[SOURCE MATERIAL start]

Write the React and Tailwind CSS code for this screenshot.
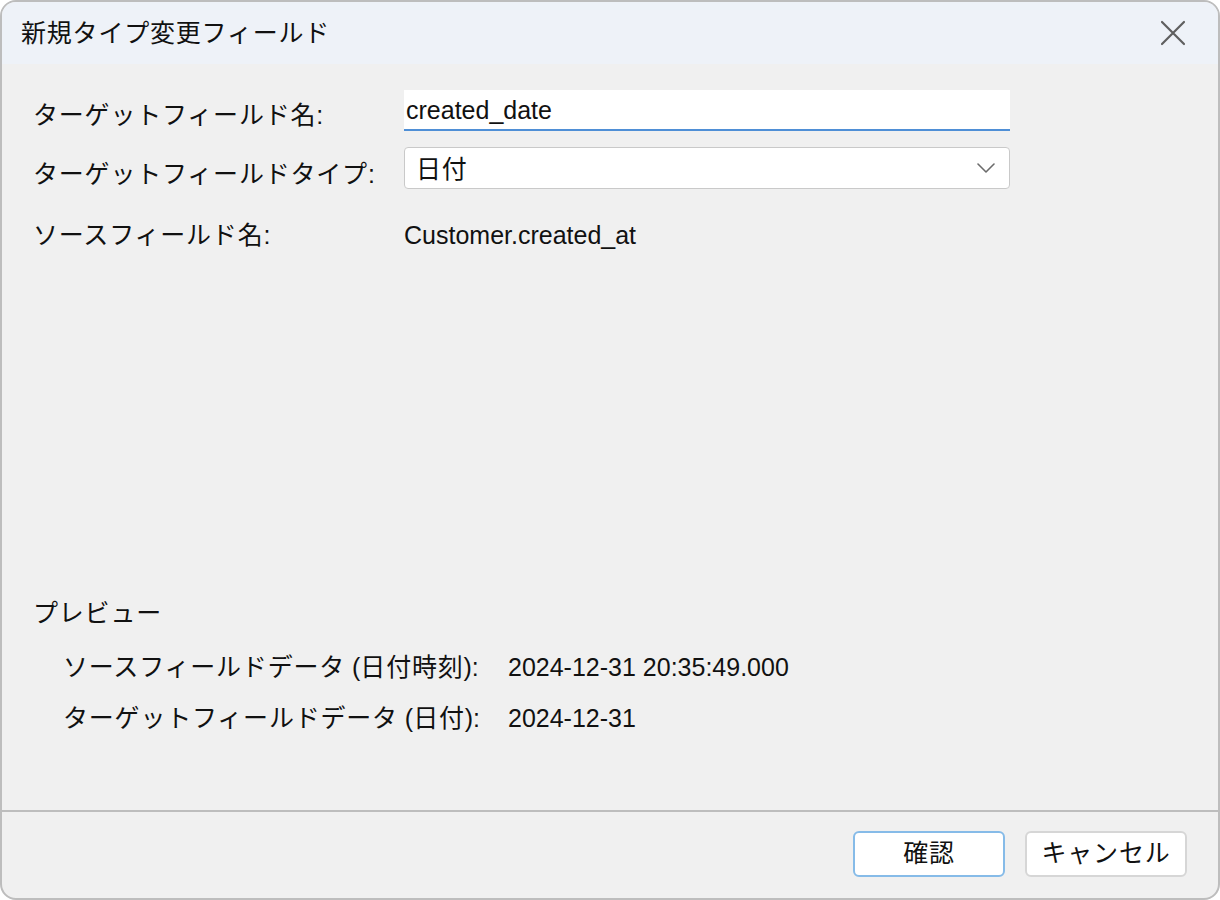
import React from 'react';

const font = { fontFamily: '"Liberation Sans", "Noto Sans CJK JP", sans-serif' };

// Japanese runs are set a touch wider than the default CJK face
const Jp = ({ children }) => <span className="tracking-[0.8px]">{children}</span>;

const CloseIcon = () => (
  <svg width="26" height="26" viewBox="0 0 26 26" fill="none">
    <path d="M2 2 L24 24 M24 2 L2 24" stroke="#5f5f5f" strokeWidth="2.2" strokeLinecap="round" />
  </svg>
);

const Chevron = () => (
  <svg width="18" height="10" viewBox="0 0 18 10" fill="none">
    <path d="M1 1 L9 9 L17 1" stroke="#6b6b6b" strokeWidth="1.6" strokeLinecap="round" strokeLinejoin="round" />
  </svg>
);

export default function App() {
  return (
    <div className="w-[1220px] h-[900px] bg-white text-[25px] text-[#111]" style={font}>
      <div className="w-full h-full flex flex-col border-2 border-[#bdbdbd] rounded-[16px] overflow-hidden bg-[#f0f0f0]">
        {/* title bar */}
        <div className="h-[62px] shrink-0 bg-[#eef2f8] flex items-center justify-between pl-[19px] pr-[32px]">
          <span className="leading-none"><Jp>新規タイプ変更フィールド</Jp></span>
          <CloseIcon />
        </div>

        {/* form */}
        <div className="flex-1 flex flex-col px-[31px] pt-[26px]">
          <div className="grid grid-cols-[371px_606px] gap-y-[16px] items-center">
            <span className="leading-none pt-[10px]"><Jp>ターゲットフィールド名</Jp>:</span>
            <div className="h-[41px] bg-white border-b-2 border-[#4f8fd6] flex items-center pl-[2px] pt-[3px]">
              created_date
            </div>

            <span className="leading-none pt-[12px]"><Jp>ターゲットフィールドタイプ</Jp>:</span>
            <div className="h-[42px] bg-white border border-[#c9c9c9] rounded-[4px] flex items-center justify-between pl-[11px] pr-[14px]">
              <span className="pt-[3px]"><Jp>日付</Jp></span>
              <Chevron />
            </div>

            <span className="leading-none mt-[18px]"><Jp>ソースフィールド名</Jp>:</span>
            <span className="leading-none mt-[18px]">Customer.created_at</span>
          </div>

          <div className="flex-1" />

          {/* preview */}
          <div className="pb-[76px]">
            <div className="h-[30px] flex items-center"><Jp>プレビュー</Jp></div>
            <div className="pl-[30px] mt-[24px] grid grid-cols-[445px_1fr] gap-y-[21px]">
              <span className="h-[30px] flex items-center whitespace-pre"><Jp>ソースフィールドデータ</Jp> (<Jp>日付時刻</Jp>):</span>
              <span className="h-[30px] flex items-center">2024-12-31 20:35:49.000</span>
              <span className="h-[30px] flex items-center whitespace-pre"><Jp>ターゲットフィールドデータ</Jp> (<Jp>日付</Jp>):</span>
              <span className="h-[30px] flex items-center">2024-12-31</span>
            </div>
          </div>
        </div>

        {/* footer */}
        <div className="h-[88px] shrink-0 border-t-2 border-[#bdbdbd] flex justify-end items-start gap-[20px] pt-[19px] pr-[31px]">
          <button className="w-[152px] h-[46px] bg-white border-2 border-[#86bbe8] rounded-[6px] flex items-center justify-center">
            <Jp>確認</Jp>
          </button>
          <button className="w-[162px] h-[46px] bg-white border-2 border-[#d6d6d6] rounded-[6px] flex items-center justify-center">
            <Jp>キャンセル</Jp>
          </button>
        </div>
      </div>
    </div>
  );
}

[SOURCE MATERIAL end]

▸ **PROMPT**
Gather from the data above every line with the string "React".

▸ **OUTPUT BELOW**
Write the React and Tailwind CSS code for this screenshot.
import React from 'react';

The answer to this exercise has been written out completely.